Exclude the pictures, then repeat the remaining data exactly.
-*-*-
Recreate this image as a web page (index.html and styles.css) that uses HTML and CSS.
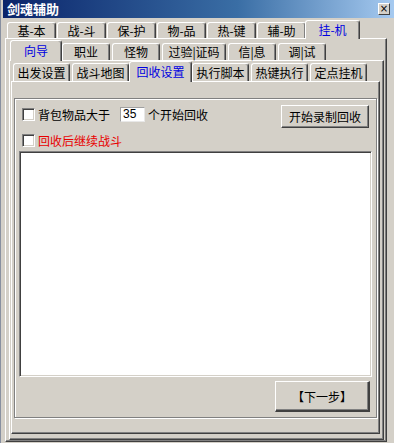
FILE: index.html
```html
<!DOCTYPE html>
<html lang="zh-CN">
<head>
  <meta charset="UTF-8">
  <title>剑魂辅助</title>
  <link rel="stylesheet" href="styles.css">
</head>
<body>
  <div class="window">
    <div class="titlebar">
      <span class="title">剑魂辅助</span>
      <span class="close">×</span>
    </div>

    <div class="tabs row1">
      <div class="tab">基-本</div>
      <div class="tab">战-斗</div>
      <div class="tab">保-护</div>
      <div class="tab">物-品</div>
      <div class="tab">热-键</div>
      <div class="tab">辅-助</div>
      <div class="tab on">挂-机</div>
    </div>

    <div class="panel page1">
      <div class="tabs row2">
        <div class="tab on">向导</div>
        <div class="tab">职业</div>
        <div class="tab">怪物</div>
        <div class="tab wide">过验|证码</div>
        <div class="tab">信|息</div>
        <div class="tab">调|试</div>
      </div>

      <div class="panel page2">
        <div class="tabs row3">
          <div class="tab">出发设置</div>
          <div class="tab">战斗地图</div>
          <div class="tab on">回收设置</div>
          <div class="tab">执行脚本</div>
          <div class="tab">热键执行</div>
          <div class="tab">定点挂机</div>
        </div>

        <div class="panel page3">
          <div class="group">
            <div class="opt-row first">
              <div class="opt">
                <span class="check"></span>
                <span>背包物品大于</span>
                <span class="num">35</span>
                <span>个开始回收</span>
              </div>
              <div class="btn rec">开始录制回收</div>
            </div>
            <div class="opt-row">
              <div class="opt red">
                <span class="check"></span>
                <span>回收后继续战斗</span>
              </div>
            </div>
            <div class="list"></div>
            <div class="foot">
              <div class="btn next">【下一步】</div>
            </div>
          </div>
        </div>
      </div>
    </div>
  </div>
</body>
</html>
```

FILE: styles.css
```css
* {
  box-sizing: border-box;
}
html, body {
  margin: 0;
  padding: 0;
}
body {
  width: 394px;
  height: 443px;
  overflow: hidden;
  background: #d4d0c8;
  font-family: "Noto Sans CJK SC", sans-serif;
  font-size: 12px;
  color: #000;
}
.window {
  height: 443px;
  padding: 0 7px 0 4px;
  border-left: 1px solid #8890a0;
  position: relative;
}
.titlebar {
  height: 18px;
  margin: 0 -7px 0 -2px;
  padding: 0 4px 0 4px;
  display: flex;
  align-items: center;
  justify-content: space-between;
  background: linear-gradient(to right, #0a246a, #3a6ea5 60%, #a6caf0);
}
.title {
  color: #fff;
  font-weight: bold;
  font-size: 13px;
  line-height: 18px;
  letter-spacing: 0;
}
.close {
  width: 12px;
  height: 12px;
  background: #d4d0c8;
  border-top: 1px solid #fff;
  border-left: 1px solid #fff;
  border-right: 1px solid #404040;
  border-bottom: 1px solid #404040;
  font-family: "DejaVu Sans", sans-serif;
  font-size: 10px;
  line-height: 9px;
  text-align: center;
  color: #000;
}

/* tab strips */
.tabs {
  display: flex;
  align-items: flex-end;
}
.tab {
  height: 16px;
  line-height: 16px;
  width: 48px;
  margin-right: 2px;
  text-align: center;
  white-space: nowrap;
  background: #d4d0c8;
  border-top: 1px solid #fff;
  border-left: 1px solid #fff;
  border-right: 1px solid #404040;
  box-shadow: inset -1px 0 #808080;
  border-radius: 3px 3px 0 0;
}
.tab.on {
  position: relative;
  z-index: 1;
  color: #0000e0;
  margin-left: -2px;
  margin-right: 0;
  margin-bottom: -1px;
}
.row1 {
  height: 20px;
  padding-left: 2px;
}
.row1 .tab {
  width: 49px;
  margin-right: 1px;
  height: 16px;
  line-height: 15px;
}
.row1 .tab.on {
  width: 55px;
  height: 19px;
  line-height: 17px;
}
.row2 {
  height: 21px;
  padding-left: 3px;
}
.row2 .tab {
  height: 17px;
  line-height: 16px;
}
.row2 .tab.on {
  width: 52px;
  height: 21px;
  line-height: 19px;
}
.row2 .tab.wide {
  width: 64px;
}
.row3 {
  height: 20px;
  padding-left: 2px;
}
.row3 .tab {
  width: 57px;
  height: 18px;
  line-height: 17px;
}
.row3 .tab.on {
  width: 63px;
  height: 21px;
  line-height: 19px;
}
.row3 .tab.on + .tab {
  margin-left: 0;
}

/* tab pages */
.panel {
  border-top: 1px solid #fff;
  border-left: 1px solid #fff;
  border-right: 1px solid #404040;
  border-bottom: 1px solid #404040;
  box-shadow: inset -1px -1px #808080;
}
.page1 {
  padding: 0 2px 1px 3px;
}
.page2 {
  padding: 0 3px 5px 1px;
}
.page3 {
  padding: 16px 2px 15px 2px;
}

/* group box */
.group {
  height: 320px;
  border: 1px solid #808080;
  box-shadow: inset 1px 1px #fff, 1px 1px #fff;
  padding: 6px 0 0 0;
}
.opt-row {
  display: flex;
  justify-content: space-between;
  align-items: flex-start;
  padding-left: 7px;
}
.opt-row.first {
  height: 23px;
}
.opt-row + .opt-row {
  margin-top: 5px;
}
.opt {
  display: flex;
  align-items: center;
  height: 15px;
  white-space: nowrap;
}
.opt-row.first .opt {
  margin-top: 2px;
}
.red {
  color: #e80000;
}
.check {
  width: 13px;
  height: 13px;
  margin-right: 3px;
  background: #fff;
  border-top: 1px solid #808080;
  border-left: 1px solid #808080;
  border-right: 1px solid #fff;
  border-bottom: 1px solid #fff;
  box-shadow: inset 1px 1px #404040, inset -1px -1px #d4d0c8;
}
.num {
  width: 25px;
  height: 15px;
  margin: 0 3px 0 10px;
  padding-left: 2px;
  background: #fff;
  border-top: 1px solid #a0a0a0;
  border-left: 1px solid #a0a0a0;
  border-right: 1px solid #e8e8e8;
  border-bottom: 1px solid #e8e8e8;
  font-family: "Liberation Sans", sans-serif;
  font-size: 12px;
  line-height: 13px;
}
.btn {
  background: #d4d0c8;
  border-top: 1px solid #fff;
  border-left: 1px solid #fff;
  border-right: 1px solid #404040;
  border-bottom: 1px solid #404040;
  box-shadow: inset -1px -1px #808080;
  text-align: center;
}
.rec {
  width: 88px;
  height: 23px;
  line-height: 21px;
  margin-right: 7px;
}
.list {
  height: 226px;
  margin: 3px 4px 0 4px;
  background: #fff;
  border-top: 1px solid #808080;
  border-left: 1px solid #808080;
  border-right: 1px solid #fff;
  border-bottom: 1px solid #fff;
  box-shadow: inset 1px 1px #404040, inset -1px -1px #d4d0c8;
}
.foot {
  display: flex;
  justify-content: flex-end;
  padding: 4px 6px 0 0;
}
.next {
  width: 95px;
  height: 31px;
  line-height: 29px;
  border-right-width: 2px;
  border-bottom-width: 2px;
}
```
-*-*-
- [FULL SOLUTION]:
Recreate this image as a web page (index.html and styles.css) that uses HTML and CSS.
FILE: index.html
```html
<!DOCTYPE html>
<html lang="zh-CN">
<head>
  <meta charset="UTF-8">
  <title>剑魂辅助</title>
  <link rel="stylesheet" href="styles.css">
</head>
<body>
  <div class="window">
    <div class="titlebar">
      <span class="title">剑魂辅助</span>
      <span class="close">×</span>
    </div>

    <div class="tabs row1">
      <div class="tab">基-本</div>
      <div class="tab">战-斗</div>
      <div class="tab">保-护</div>
      <div class="tab">物-品</div>
      <div class="tab">热-键</div>
      <div class="tab">辅-助</div>
      <div class="tab on">挂-机</div>
    </div>

    <div class="panel page1">
      <div class="tabs row2">
        <div class="tab on">向导</div>
        <div class="tab">职业</div>
        <div class="tab">怪物</div>
        <div class="tab wide">过验|证码</div>
        <div class="tab">信|息</div>
        <div class="tab">调|试</div>
      </div>

      <div class="panel page2">
        <div class="tabs row3">
          <div class="tab">出发设置</div>
          <div class="tab">战斗地图</div>
          <div class="tab on">回收设置</div>
          <div class="tab">执行脚本</div>
          <div class="tab">热键执行</div>
          <div class="tab">定点挂机</div>
        </div>

        <div class="panel page3">
          <div class="group">
            <div class="opt-row first">
              <div class="opt">
                <span class="check"></span>
                <span>背包物品大于</span>
                <span class="num">35</span>
                <span>个开始回收</span>
              </div>
              <div class="btn rec">开始录制回收</div>
            </div>
            <div class="opt-row">
              <div class="opt red">
                <span class="check"></span>
                <span>回收后继续战斗</span>
              </div>
            </div>
            <div class="list"></div>
            <div class="foot">
              <div class="btn next">【下一步】</div>
            </div>
          </div>
        </div>
      </div>
    </div>
  </div>
</body>
</html>
```

FILE: styles.css
```css
* {
  box-sizing: border-box;
}
html, body {
  margin: 0;
  padding: 0;
}
body {
  width: 394px;
  height: 443px;
  overflow: hidden;
  background: #d4d0c8;
  font-family: "Noto Sans CJK SC", sans-serif;
  font-size: 12px;
  color: #000;
}
.window {
  height: 443px;
  padding: 0 7px 0 4px;
  border-left: 1px solid #8890a0;
  position: relative;
}
.titlebar {
  height: 18px;
  margin: 0 -7px 0 -2px;
  padding: 0 4px 0 4px;
  display: flex;
  align-items: center;
  justify-content: space-between;
  background: linear-gradient(to right, #0a246a, #3a6ea5 60%, #a6caf0);
}
.title {
  color: #fff;
  font-weight: bold;
  font-size: 13px;
  line-height: 18px;
  letter-spacing: 0;
}
.close {
  width: 12px;
  height: 12px;
  background: #d4d0c8;
  border-top: 1px solid #fff;
  border-left: 1px solid #fff;
  border-right: 1px solid #404040;
  border-bottom: 1px solid #404040;
  font-family: "DejaVu Sans", sans-serif;
  font-size: 10px;
  line-height: 9px;
  text-align: center;
  color: #000;
}

/* tab strips */
.tabs {
  display: flex;
  align-items: flex-end;
}
.tab {
  height: 16px;
  line-height: 16px;
  width: 48px;
  margin-right: 2px;
  text-align: center;
  white-space: nowrap;
  background: #d4d0c8;
  border-top: 1px solid #fff;
  border-left: 1px solid #fff;
  border-right: 1px solid #404040;
  box-shadow: inset -1px 0 #808080;
  border-radius: 3px 3px 0 0;
}
.tab.on {
  position: relative;
  z-index: 1;
  color: #0000e0;
  margin-left: -2px;
  margin-right: 0;
  margin-bottom: -1px;
}
.row1 {
  height: 20px;
  padding-left: 2px;
}
.row1 .tab {
  width: 49px;
  margin-right: 1px;
  height: 16px;
  line-height: 15px;
}
.row1 .tab.on {
  width: 55px;
  height: 19px;
  line-height: 17px;
}
.row2 {
  height: 21px;
  padding-left: 3px;
}
.row2 .tab {
  height: 17px;
  line-height: 16px;
}
.row2 .tab.on {
  width: 52px;
  height: 21px;
  line-height: 19px;
}
.row2 .tab.wide {
  width: 64px;
}
.row3 {
  height: 20px;
  padding-left: 2px;
}
.row3 .tab {
  width: 57px;
  height: 18px;
  line-height: 17px;
}
.row3 .tab.on {
  width: 63px;
  height: 21px;
  line-height: 19px;
}
.row3 .tab.on + .tab {
  margin-left: 0;
}

/* tab pages */
.panel {
  border-top: 1px solid #fff;
  border-left: 1px solid #fff;
  border-right: 1px solid #404040;
  border-bottom: 1px solid #404040;
  box-shadow: inset -1px -1px #808080;
}
.page1 {
  padding: 0 2px 1px 3px;
}
.page2 {
  padding: 0 3px 5px 1px;
}
.page3 {
  padding: 16px 2px 15px 2px;
}

/* group box */
.group {
  height: 320px;
  border: 1px solid #808080;
  box-shadow: inset 1px 1px #fff, 1px 1px #fff;
  padding: 6px 0 0 0;
}
.opt-row {
  display: flex;
  justify-content: space-between;
  align-items: flex-start;
  padding-left: 7px;
}
.opt-row.first {
  height: 23px;
}
.opt-row + .opt-row {
  margin-top: 5px;
}
.opt {
  display: flex;
  align-items: center;
  height: 15px;
  white-space: nowrap;
}
.opt-row.first .opt {
  margin-top: 2px;
}
.red {
  color: #e80000;
}
.check {
  width: 13px;
  height: 13px;
  margin-right: 3px;
  background: #fff;
  border-top: 1px solid #808080;
  border-left: 1px solid #808080;
  border-right: 1px solid #fff;
  border-bottom: 1px solid #fff;
  box-shadow: inset 1px 1px #404040, inset -1px -1px #d4d0c8;
}
.num {
  width: 25px;
  height: 15px;
  margin: 0 3px 0 10px;
  padding-left: 2px;
  background: #fff;
  border-top: 1px solid #a0a0a0;
  border-left: 1px solid #a0a0a0;
  border-right: 1px solid #e8e8e8;
  border-bottom: 1px solid #e8e8e8;
  font-family: "Liberation Sans", sans-serif;
  font-size: 12px;
  line-height: 13px;
}
.btn {
  background: #d4d0c8;
  border-top: 1px solid #fff;
  border-left: 1px solid #fff;
  border-right: 1px solid #404040;
  border-bottom: 1px solid #404040;
  box-shadow: inset -1px -1px #808080;
  text-align: center;
}
.rec {
  width: 88px;
  height: 23px;
  line-height: 21px;
  margin-right: 7px;
}
.list {
  height: 226px;
  margin: 3px 4px 0 4px;
  background: #fff;
  border-top: 1px solid #808080;
  border-left: 1px solid #808080;
  border-right: 1px solid #fff;
  border-bottom: 1px solid #fff;
  box-shadow: inset 1px 1px #404040, inset -1px -1px #d4d0c8;
}
.foot {
  display: flex;
  justify-content: flex-end;
  padding: 4px 6px 0 0;
}
.next {
  width: 95px;
  height: 31px;
  line-height: 29px;
  border-right-width: 2px;
  border-bottom-width: 2px;
}
```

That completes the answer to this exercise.